Quality-control points to confirm
- Fabric must match the approved canvas construction: weight, weave, finish, and shade must correspond to the signed sample or approved spec sheet.
- Canvas weight should be checked by supplier method or independent verification; substitution to a lighter stock is not acceptable without written buyer approval.
- Finished dimensions should be within the agreed tolerance after pressing and packing; reject lots that drift outside the tolerance band for width, height, or gusset depth.
- Handle length and handle drop should be measured on a sample basis from seam point to seam point and compared with the approved golden sample.
- Stitching should be even, with consistent seam allowance and no skipped stitches, broken threads, loose ends, or puckering at load-bearing seams.
- Handle anchoring should include the specified reinforcement, such as box-X, bar-tack, or equivalent, and the reinforcement must be placed consistently on every unit.

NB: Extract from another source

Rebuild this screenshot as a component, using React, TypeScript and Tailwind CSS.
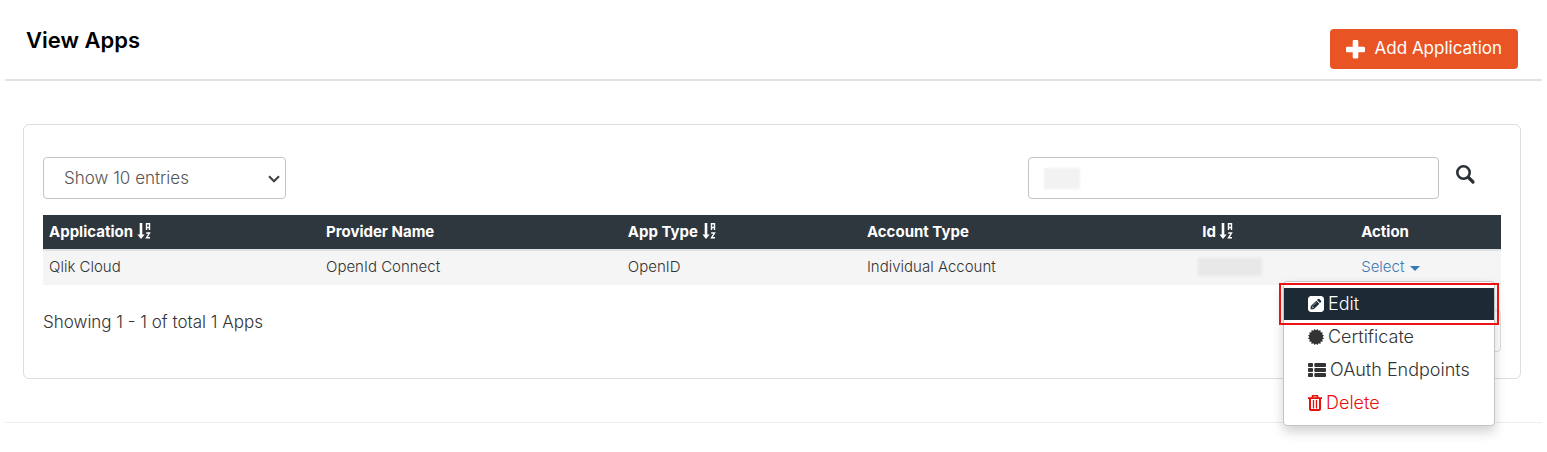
import type { ReactNode } from "react";

const columns = [
  { title: "Application", width: "w-[19%]", sortable: true },
  { title: "Provider Name", width: "w-[20.7%]", sortable: false },
  { title: "App Type", width: "w-[16.4%]", sortable: true },
  { title: "Account Type", width: "w-[23%]", sortable: false },
  { title: "Id", width: "w-[10.9%]", sortable: true },
  { title: "Action", width: "w-[10%]", sortable: false },
];

function PlusIcon() {
  return (
    <svg viewBox="0 0 19 19" className="size-[19px] shrink-0" fill="currentColor" aria-hidden="true">
      <path d="M8 0h3a1.300 1.300 0 0 1 1.300 1.300v5.400h5.400a1.300 1.300 0 0 1 1.300 1.300v3a1.300 1.300 0 0 1-1.300 1.300h-5.400v4.900a1.300 1.300 0 0 1-1.300 1.300H8a1.300 1.300 0 0 1-1.300-1.300v-4.900H1.300a1.300 1.300 0 0 1-1.300-1.300V8a1.300 1.300 0 0 1 1.300-1.300h5.400V1.300A1.300 1.300 0 0 1 8 0z" />
    </svg>
  );
}

function SearchIcon() {
  return (
    <svg viewBox="0 0 20 20" className="size-5" fill="none" stroke="currentColor" aria-hidden="true">
      <circle cx="7.500" cy="7.500" r="6.200" strokeWidth="2.600" />
      <path d="M12.500 12.500l4.500 4.500" strokeWidth="3.200" strokeLinecap="round" />
    </svg>
  );
}

function SortIcon() {
  return (
    <svg viewBox="0 0 14 17" className="inline-block h-[17px] w-[14px] align-[-3px]" aria-hidden="true">
      <path d="M2.700 0h2.600v11.500h2.400L4 16 .4 11.500h2.300z" fill="currentColor" />
      <path
        d="M9.500 7V.800h3v6.200M9.500 4.500h3M9.200 10h3.300L9.500 14.800h3.500"
        fill="none"
        stroke="currentColor"
        strokeWidth="1.400"
      />
    </svg>
  );
}

function EditIcon() {
  return (
    <svg viewBox="0 128 1536 1536" className="size-4" fill="currentColor" aria-hidden="true">
      <path d="M404 1108l152 152-52 52h-56v-96h-96v-56zm414-390q14 13-3 30l-291 291q-17 17-30 3-14-13 3-30l291-291q17-17 30-3zm-274 690l544-544-288-288-544 544v288h288zm608-608l92-92q28-28 28-68t-28-68l-152-152q-28-28-68-28t-68 28l-92 92zm384-384v960q0 119-84.500 203.500t-203.500 84.500h-960q-119 0-203.500-84.500t-84.500-203.500v-960q0-119 84.500-203.500t203.500-84.500h960q119 0 203.500 84.500t84.500 203.500z" />
    </svg>
  );
}

function CertificateIcon() {
  return (
    <svg viewBox="0 0 16 16" className="size-4" fill="currentColor" aria-hidden="true">
      <path d="M8 1.300 9.500 0l1 1.800 2-.7.100 2.200 2.200.1-.6 2.100 1.800 1-1.400 1.500 1.400 1.500-1.800 1 .6 2.100-2.200.1-.1 2.200-2-.7-1 1.800L8 14.700 6.500 16l-1-1.800-2 .7-.1-2.200-2.200-.1.600-2.100-1.800-1L1.400 8 0 6.500l1.800-1-.6-2.100 2.200-.1.100-2.200 2 .7 1-1.800z" />
    </svg>
  );
}

function ListIcon() {
  return (
    <svg viewBox="0 0 18 14" className="h-[14px] w-[18px]" fill="currentColor" aria-hidden="true">
      <rect x="0" y="0" width="5" height="4" rx="1" />
      <rect x="6.300" y="0" width="11.700" height="4" rx="1" />
      <rect x="0" y="5" width="5" height="4" rx="1" />
      <rect x="6.300" y="5" width="11.700" height="4" rx="1" />
      <rect x="0" y="10" width="5" height="4" rx="1" />
      <rect x="6.300" y="10" width="11.700" height="4" rx="1" />
    </svg>
  );
}

function TrashIcon() {
  return (
    <svg viewBox="0 0 14 16" className="h-4 w-[14px]" fill="none" stroke="currentColor" aria-hidden="true">
      <path d="M0 3.200h14M4.500 3V1.500q0-.8.800-.8h3.400q.8 0 .8.800V3" strokeWidth="1.800" />
      <path d="M2 3.500v10.500q0 1 1 1h8q1 0 1-1V3.500" strokeWidth="2" />
      <path d="M5.500 5v8.500M8.500 5v8.500" strokeWidth="1.300" />
    </svg>
  );
}

function MenuItem({ icon, className, children }: { icon: ReactNode; className: string; children: ReactNode }) {
  return (
    <li>
      <a href="#" className={`flex h-8 items-center gap-1 pl-6 text-lg font-light ${className}`}>
        {icon}
        {children}
      </a>
    </li>
  );
}

function ActionMenu() {
  return (
    <div className="relative">
      <button type="button" className="flex items-center gap-[6px] text-[#3d79b5]">
        Select
        <span className="mt-[2px] border-x-[5px] border-t-[5px] border-x-transparent border-t-[#337ab7]" />
      </button>
      <div className="absolute top-full right-0 z-10 mt-1 w-[212px] rounded border border-[#c4c4c4] bg-white py-[6px] shadow-[0_6px_12px_rgba(0,0,0,0.18)]">
        <ul className="flex flex-col gap-px">
          <MenuItem icon={<EditIcon />} className="bg-[#1c2a35] text-white">
            Edit
          </MenuItem>
          <MenuItem icon={<CertificateIcon />} className="text-[#333]">
            Certificate
          </MenuItem>
          <MenuItem icon={<ListIcon />} className="text-[#333]">
            OAuth Endpoints
          </MenuItem>
          <MenuItem icon={<TrashIcon />} className="text-[#e8100c]">
            Delete
          </MenuItem>
        </ul>
        <div className="pointer-events-none absolute -inset-x-[5px] top-px h-[42px] border-2 border-[#ee1111]" />
      </div>
    </div>
  );
}

export default function App() {
  return (
    <main className="min-h-screen px-[5px] font-['Inter',sans-serif] text-[#333]">
      <header className="flex h-[81px] items-start justify-between border-b-2 border-[#e2e2e2] pr-6 pl-[21px]">
        <h1 className="pt-6 text-[22px] leading-8 font-semibold text-black">View Apps</h1>
        <button
          type="button"
          className="mt-[29px] flex h-10 items-center gap-[10px] rounded bg-[#e95424] px-4 text-[17px] text-white"
        >
          <PlusIcon />
          Add Application
        </button>
      </header>

      <section className="mt-[43px] mr-[21px] ml-[18px] rounded-md border border-[#ddd] px-[19px] pt-8 pb-[26px]">
        <div className="flex justify-between">
          <div className="relative w-[243px]">
            <select
              aria-label="Entries per page"
              className="h-[42px] w-full appearance-none rounded border border-[#c4c4c4] bg-white pt-px pl-5 text-[17px] font-light text-[#555]"
            >
              <option>Show 10 entries</option>
            </select>
            <svg
              viewBox="0 0 12 8"
              className="pointer-events-none absolute top-[18px] right-[6px] h-2 w-3"
              fill="none"
              stroke="#444"
              strokeWidth="2.200"
              aria-hidden="true"
            >
              <path d="M1 1.300l5 5 5-5" />
            </svg>
          </div>
          <form className="flex items-start gap-[17px] pr-[25px]">
            <div className="relative">
              <input
                type="search"
                aria-label="Search apps"
                className="h-[42px] w-[411px] rounded border border-[#c4c4c4] px-4 text-[17px]"
              />
              <span className="pointer-events-none absolute top-[11px] left-4 h-[21px] w-9 bg-[#f2f2f2] blur-[1px]" />
            </div>
            <button type="button" aria-label="Search" className="mt-2 text-[#2b3036]">
              <SearchIcon />
            </button>
          </form>
        </div>

        <table className="mt-4 w-full table-fixed text-left text-[15px] leading-5">
          <thead className="bg-[#2e363e] text-white">
            <tr className="h-[35px]">
              {columns.map((column) => (
                <th key={column.title} scope="col" className={`px-[6px] font-bold ${column.width}`}>
                  {column.title} {column.sortable && <SortIcon />}
                </th>
              ))}
            </tr>
          </thead>
          <tbody>
            <tr className="h-[35px] border-t-2 border-[#e0e2e4] bg-[#f5f5f5] font-light">
              <td className="px-[6px] pb-[2px]">Qlik Cloud</td>
              <td className="px-[6px] pb-[2px]">OpenId Connect</td>
              <td className="px-[6px] pb-[2px]">OpenID</td>
              <td className="px-[6px] pb-[2px]">Individual Account</td>
              <td className="px-[2px] pb-[2px]">
                <div className="h-[18px] w-16 bg-[#e8e8e8] blur-[1px]" />
              </td>
              <td className="px-[6px] pb-[2px]">
                <ActionMenu />
              </td>
            </tr>
          </tbody>
        </table>

        <div className="flex items-start justify-between pt-[25px]">
          <p className="text-[17px] leading-6 font-light">Showing 1 - 1 of total 1 Apps</p>
          <div className="h-[42px] w-20 rounded border border-[#ddd]" />
        </div>
      </section>

      <hr className="mt-[43px] border-[#eee]" />
    </main>
  );
}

- Print alignment must stay within the approved placement window; visible skew, significant off-center placement, or mismatch to the artwork boundary is a failure.
- Print color density should be consistent with the approved sample; obvious washout, banding, ghosting, pinholes, or uneven coverage is a defect.
- Ink or print finish must pass the agreed rub check; excessive smear, transfer, or tackiness is a failure and should block bulk release.
- If the bag is washed, dyed, or steam-finished, shrinkage must remain within the written limit, and any distortion that changes fit or print location must be treated as nonconforming.